A block of data
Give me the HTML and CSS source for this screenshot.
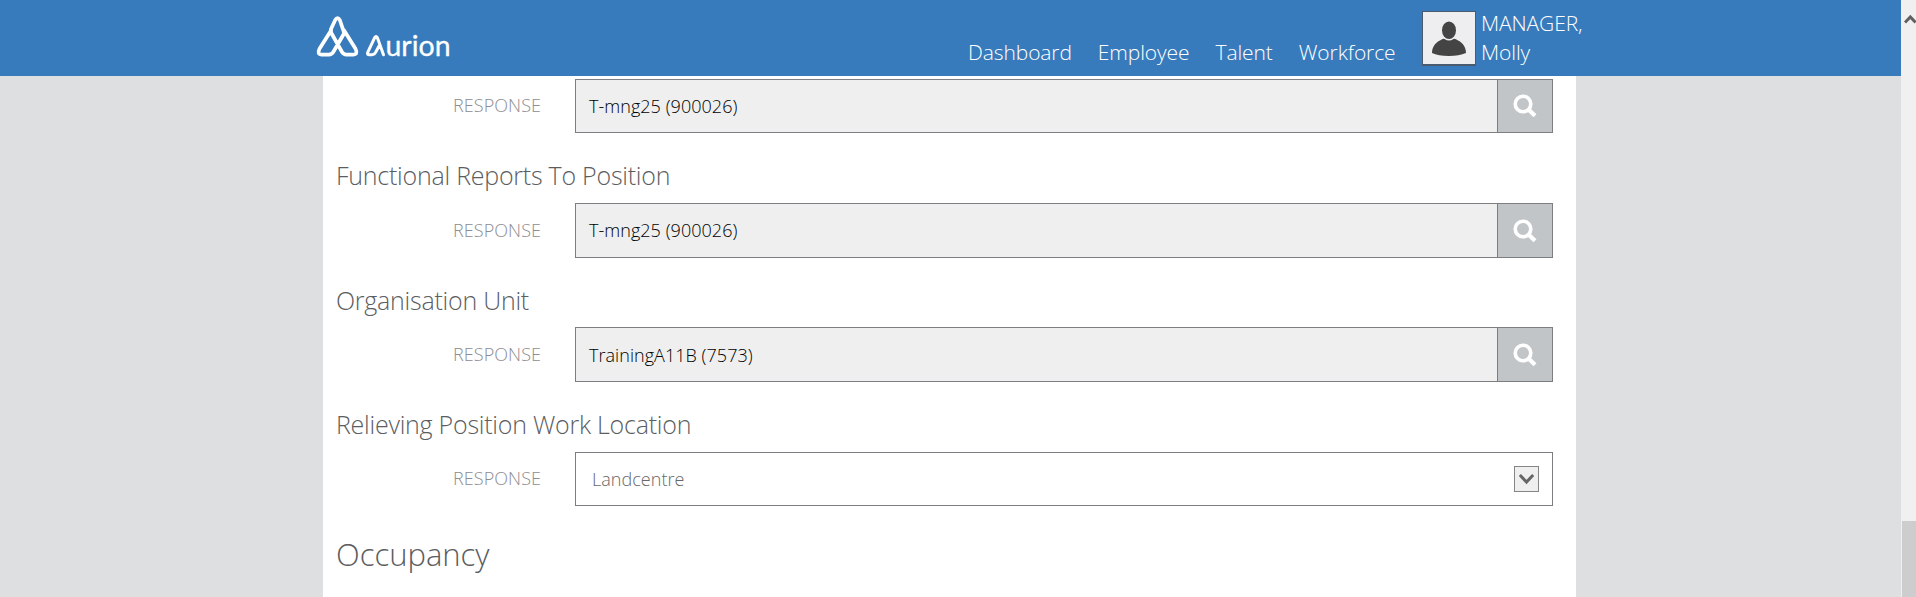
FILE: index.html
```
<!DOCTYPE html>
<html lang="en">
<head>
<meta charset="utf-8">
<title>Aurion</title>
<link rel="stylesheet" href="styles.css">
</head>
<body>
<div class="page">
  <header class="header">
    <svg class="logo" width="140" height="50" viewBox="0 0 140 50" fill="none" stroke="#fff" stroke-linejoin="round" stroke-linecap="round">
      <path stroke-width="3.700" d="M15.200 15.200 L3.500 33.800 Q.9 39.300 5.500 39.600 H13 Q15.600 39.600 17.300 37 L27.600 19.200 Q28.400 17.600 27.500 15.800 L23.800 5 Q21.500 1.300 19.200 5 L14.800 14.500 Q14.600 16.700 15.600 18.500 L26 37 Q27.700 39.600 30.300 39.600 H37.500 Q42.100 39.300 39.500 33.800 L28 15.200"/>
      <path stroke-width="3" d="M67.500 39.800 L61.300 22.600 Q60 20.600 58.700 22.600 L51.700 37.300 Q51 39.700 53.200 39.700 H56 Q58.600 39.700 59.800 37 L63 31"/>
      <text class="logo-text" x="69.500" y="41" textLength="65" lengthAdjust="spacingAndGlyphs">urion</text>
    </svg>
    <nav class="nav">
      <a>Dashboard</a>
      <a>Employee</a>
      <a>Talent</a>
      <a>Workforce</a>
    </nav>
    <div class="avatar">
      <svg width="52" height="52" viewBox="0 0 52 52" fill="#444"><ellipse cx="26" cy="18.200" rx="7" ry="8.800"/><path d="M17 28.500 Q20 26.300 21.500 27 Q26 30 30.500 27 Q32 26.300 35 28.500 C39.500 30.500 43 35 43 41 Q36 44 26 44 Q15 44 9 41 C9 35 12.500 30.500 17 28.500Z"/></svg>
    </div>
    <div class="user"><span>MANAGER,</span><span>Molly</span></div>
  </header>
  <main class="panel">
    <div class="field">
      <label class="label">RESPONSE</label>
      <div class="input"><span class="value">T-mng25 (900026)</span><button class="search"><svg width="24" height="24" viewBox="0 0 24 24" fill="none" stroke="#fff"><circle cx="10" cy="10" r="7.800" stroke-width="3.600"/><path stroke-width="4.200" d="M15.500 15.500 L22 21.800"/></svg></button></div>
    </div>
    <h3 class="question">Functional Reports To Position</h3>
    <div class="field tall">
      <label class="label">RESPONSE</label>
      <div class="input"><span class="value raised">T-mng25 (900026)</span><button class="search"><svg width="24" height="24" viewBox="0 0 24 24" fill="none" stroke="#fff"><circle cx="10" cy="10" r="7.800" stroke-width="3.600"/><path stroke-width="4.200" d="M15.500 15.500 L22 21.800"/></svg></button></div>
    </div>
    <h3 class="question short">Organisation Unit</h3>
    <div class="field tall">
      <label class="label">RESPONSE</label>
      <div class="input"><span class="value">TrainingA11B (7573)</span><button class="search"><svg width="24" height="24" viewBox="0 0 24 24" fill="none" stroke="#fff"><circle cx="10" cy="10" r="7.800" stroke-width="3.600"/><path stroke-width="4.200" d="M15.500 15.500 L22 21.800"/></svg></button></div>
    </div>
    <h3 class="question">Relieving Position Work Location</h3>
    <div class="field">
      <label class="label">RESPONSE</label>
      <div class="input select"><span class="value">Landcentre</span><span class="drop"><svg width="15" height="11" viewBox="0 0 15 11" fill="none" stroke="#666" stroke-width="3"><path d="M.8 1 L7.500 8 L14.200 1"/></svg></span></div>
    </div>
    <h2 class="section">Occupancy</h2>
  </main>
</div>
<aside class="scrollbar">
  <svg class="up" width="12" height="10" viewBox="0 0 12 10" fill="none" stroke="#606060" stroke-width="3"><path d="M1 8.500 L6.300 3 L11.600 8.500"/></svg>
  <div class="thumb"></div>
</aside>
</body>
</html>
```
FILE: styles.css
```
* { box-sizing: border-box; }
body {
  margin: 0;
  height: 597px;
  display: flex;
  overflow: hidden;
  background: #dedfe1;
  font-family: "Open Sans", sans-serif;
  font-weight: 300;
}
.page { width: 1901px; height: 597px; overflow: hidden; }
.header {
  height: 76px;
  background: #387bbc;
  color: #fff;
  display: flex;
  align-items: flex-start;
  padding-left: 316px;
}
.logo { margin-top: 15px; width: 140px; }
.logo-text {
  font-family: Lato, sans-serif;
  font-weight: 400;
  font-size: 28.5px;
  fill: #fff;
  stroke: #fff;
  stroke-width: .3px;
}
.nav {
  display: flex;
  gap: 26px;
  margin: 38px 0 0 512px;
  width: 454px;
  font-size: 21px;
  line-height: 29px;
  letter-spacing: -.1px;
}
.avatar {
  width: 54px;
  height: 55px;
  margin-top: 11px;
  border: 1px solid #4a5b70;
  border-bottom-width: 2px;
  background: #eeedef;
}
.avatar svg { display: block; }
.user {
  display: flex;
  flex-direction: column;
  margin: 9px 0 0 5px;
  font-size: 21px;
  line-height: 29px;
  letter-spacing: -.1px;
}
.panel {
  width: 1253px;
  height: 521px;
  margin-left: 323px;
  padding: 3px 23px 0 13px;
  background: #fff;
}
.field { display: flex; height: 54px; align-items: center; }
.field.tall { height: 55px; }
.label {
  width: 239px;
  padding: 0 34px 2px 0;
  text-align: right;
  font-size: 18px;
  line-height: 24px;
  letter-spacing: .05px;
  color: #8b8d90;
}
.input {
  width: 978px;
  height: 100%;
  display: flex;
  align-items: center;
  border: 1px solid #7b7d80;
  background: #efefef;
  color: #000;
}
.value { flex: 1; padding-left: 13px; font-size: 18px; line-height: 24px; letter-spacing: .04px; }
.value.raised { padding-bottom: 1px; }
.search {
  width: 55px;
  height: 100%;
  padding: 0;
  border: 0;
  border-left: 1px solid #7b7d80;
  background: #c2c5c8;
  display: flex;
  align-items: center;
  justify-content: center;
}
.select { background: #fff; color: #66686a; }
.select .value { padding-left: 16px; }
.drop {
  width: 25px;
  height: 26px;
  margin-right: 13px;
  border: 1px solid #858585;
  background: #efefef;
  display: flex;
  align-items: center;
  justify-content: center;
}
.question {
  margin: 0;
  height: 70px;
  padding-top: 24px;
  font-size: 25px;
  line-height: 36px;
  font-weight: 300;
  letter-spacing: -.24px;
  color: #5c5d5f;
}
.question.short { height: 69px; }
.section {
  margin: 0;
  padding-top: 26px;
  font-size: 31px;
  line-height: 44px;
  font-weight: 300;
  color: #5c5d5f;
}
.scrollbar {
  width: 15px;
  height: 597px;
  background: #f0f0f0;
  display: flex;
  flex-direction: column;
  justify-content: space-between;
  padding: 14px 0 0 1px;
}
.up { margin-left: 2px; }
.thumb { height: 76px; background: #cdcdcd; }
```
--
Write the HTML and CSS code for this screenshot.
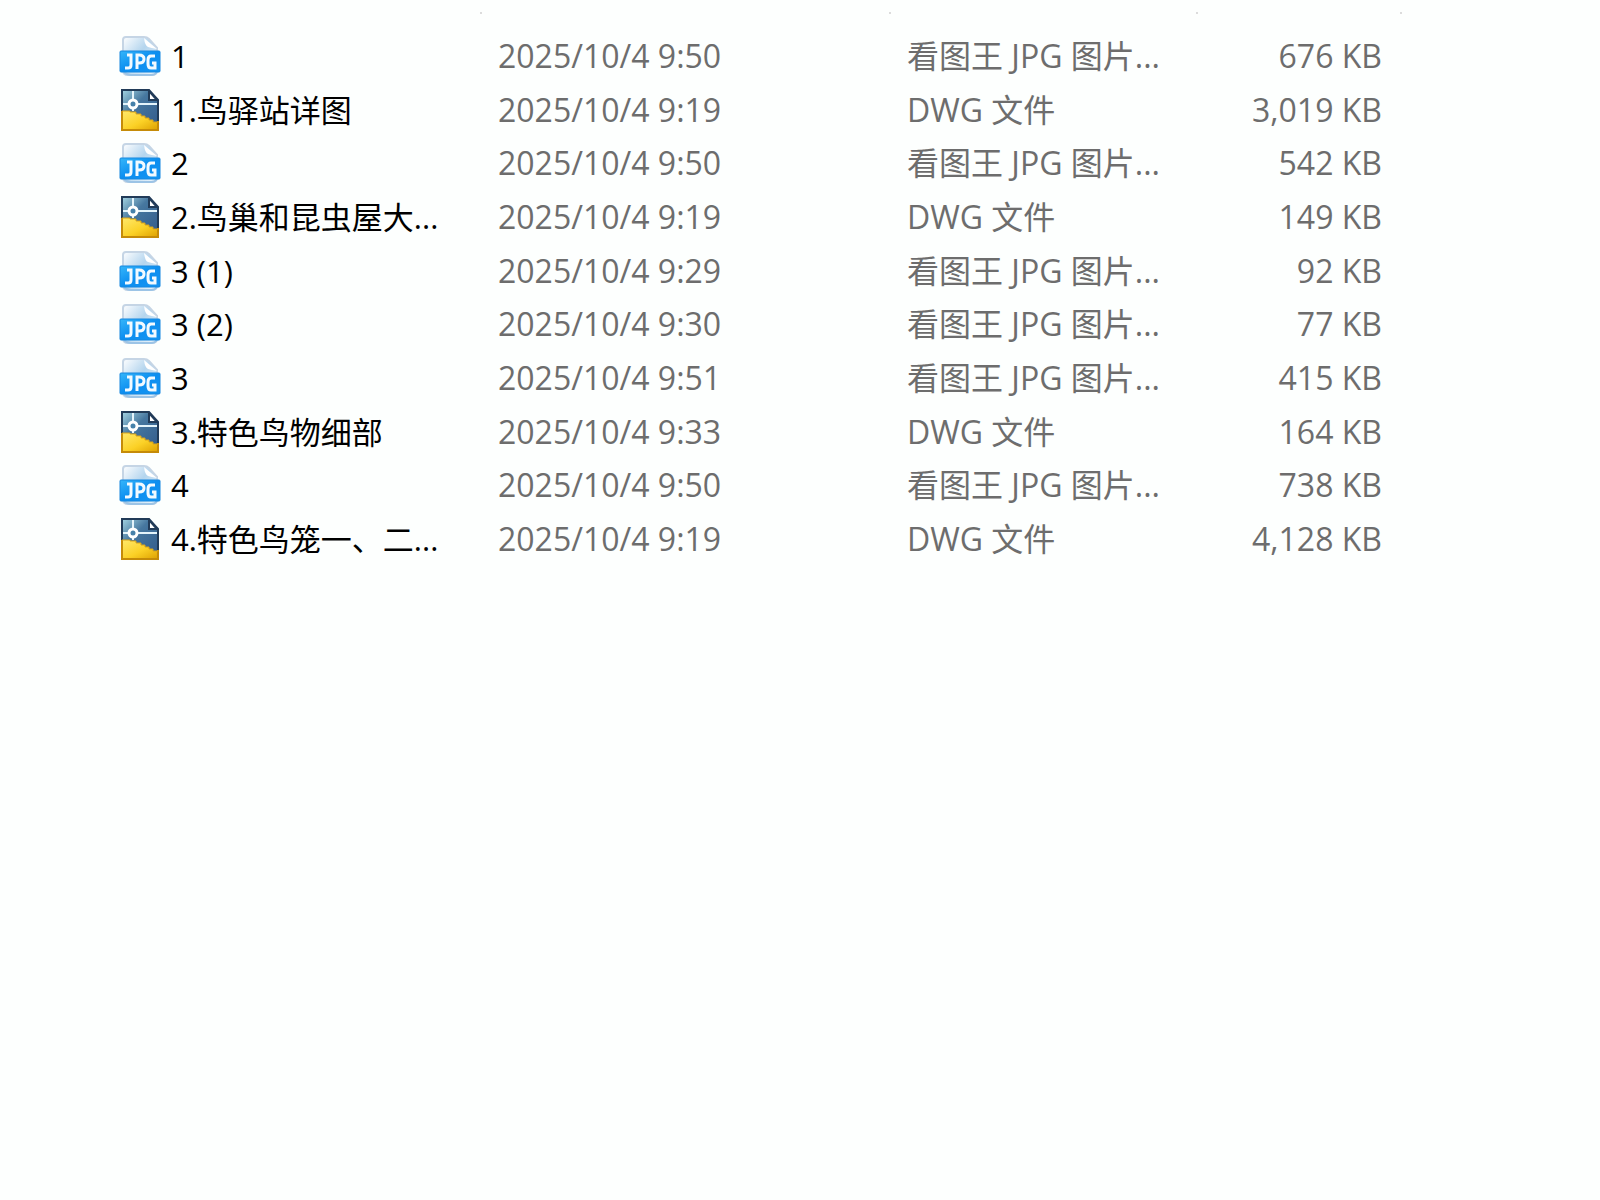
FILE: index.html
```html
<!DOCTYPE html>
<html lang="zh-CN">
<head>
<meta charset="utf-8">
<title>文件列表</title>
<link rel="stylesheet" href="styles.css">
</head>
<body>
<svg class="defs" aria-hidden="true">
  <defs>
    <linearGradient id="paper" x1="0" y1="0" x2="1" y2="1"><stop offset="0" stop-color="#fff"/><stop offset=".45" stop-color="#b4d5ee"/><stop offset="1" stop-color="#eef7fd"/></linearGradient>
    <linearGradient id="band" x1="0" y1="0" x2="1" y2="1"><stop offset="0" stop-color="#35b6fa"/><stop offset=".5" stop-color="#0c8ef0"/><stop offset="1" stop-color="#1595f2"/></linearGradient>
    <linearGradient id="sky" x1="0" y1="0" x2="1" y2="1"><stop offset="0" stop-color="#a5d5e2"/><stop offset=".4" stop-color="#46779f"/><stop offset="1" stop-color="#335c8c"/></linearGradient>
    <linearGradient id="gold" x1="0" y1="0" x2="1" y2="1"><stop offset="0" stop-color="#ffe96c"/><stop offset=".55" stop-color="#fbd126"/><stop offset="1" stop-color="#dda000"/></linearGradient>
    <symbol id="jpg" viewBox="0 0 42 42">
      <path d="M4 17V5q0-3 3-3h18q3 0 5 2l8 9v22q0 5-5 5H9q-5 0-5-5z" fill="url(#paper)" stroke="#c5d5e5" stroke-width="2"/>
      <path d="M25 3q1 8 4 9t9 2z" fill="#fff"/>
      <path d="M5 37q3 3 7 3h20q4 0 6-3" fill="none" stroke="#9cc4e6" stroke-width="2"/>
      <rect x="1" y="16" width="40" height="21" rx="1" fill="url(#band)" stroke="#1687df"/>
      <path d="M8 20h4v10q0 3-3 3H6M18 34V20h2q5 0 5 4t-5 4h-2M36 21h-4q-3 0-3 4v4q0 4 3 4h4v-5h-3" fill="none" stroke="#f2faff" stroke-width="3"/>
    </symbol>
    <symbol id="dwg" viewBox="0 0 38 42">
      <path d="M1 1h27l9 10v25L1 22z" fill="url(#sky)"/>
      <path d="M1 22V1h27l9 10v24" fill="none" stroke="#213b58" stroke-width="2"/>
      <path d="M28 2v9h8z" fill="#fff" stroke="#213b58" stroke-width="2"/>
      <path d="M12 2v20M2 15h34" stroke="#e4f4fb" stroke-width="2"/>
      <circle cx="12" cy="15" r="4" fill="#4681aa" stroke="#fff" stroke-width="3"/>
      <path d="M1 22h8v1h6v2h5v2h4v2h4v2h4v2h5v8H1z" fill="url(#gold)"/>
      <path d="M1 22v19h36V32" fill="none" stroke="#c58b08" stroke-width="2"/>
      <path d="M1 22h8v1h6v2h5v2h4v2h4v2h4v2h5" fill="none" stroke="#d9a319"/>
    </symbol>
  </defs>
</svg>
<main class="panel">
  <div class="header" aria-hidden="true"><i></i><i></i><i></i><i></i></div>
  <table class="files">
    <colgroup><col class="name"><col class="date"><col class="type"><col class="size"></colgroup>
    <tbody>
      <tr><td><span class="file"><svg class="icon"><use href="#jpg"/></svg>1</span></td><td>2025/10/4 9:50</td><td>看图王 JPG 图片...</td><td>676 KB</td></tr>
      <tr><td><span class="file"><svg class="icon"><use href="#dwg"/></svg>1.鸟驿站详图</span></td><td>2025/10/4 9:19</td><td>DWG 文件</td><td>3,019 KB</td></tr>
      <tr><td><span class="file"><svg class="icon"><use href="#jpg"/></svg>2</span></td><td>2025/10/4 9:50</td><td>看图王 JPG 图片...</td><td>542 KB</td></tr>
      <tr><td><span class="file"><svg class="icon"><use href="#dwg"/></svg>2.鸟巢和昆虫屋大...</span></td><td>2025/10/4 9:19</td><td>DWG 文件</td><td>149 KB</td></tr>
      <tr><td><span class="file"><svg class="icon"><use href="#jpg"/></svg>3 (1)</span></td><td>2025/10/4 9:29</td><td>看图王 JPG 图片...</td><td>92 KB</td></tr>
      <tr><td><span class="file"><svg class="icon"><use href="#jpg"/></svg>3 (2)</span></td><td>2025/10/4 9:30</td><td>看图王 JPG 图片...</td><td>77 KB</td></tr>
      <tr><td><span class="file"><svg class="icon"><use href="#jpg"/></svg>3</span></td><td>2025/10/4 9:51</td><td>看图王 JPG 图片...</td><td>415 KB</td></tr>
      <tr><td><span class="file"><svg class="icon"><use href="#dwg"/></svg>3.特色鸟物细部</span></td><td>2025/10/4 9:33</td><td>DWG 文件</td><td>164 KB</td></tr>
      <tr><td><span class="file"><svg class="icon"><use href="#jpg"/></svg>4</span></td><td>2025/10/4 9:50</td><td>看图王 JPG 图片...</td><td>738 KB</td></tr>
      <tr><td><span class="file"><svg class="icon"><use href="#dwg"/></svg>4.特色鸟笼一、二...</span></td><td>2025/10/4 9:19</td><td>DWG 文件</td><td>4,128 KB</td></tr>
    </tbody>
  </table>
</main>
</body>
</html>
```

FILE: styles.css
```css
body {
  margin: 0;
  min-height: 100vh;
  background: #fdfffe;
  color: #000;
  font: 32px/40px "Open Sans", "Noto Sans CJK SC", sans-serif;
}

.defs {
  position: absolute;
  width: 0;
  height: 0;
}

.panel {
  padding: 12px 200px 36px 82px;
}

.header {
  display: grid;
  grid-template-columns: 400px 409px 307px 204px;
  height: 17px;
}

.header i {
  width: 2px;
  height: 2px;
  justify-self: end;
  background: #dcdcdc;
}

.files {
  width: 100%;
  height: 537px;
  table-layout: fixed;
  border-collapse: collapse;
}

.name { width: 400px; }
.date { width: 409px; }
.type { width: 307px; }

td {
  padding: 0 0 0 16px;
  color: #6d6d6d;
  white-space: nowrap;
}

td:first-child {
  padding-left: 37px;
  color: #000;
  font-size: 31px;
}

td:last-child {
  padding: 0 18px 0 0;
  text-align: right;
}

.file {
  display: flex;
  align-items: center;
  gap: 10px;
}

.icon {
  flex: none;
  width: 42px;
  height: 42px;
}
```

◆ **WRITTEN INSTRUCTION**: Extract each line from the listing that holds the word "this".

◆ **CORRECT OUTPUT**:
Give me the HTML and CSS source for this screenshot.
Write the HTML and CSS code for this screenshot.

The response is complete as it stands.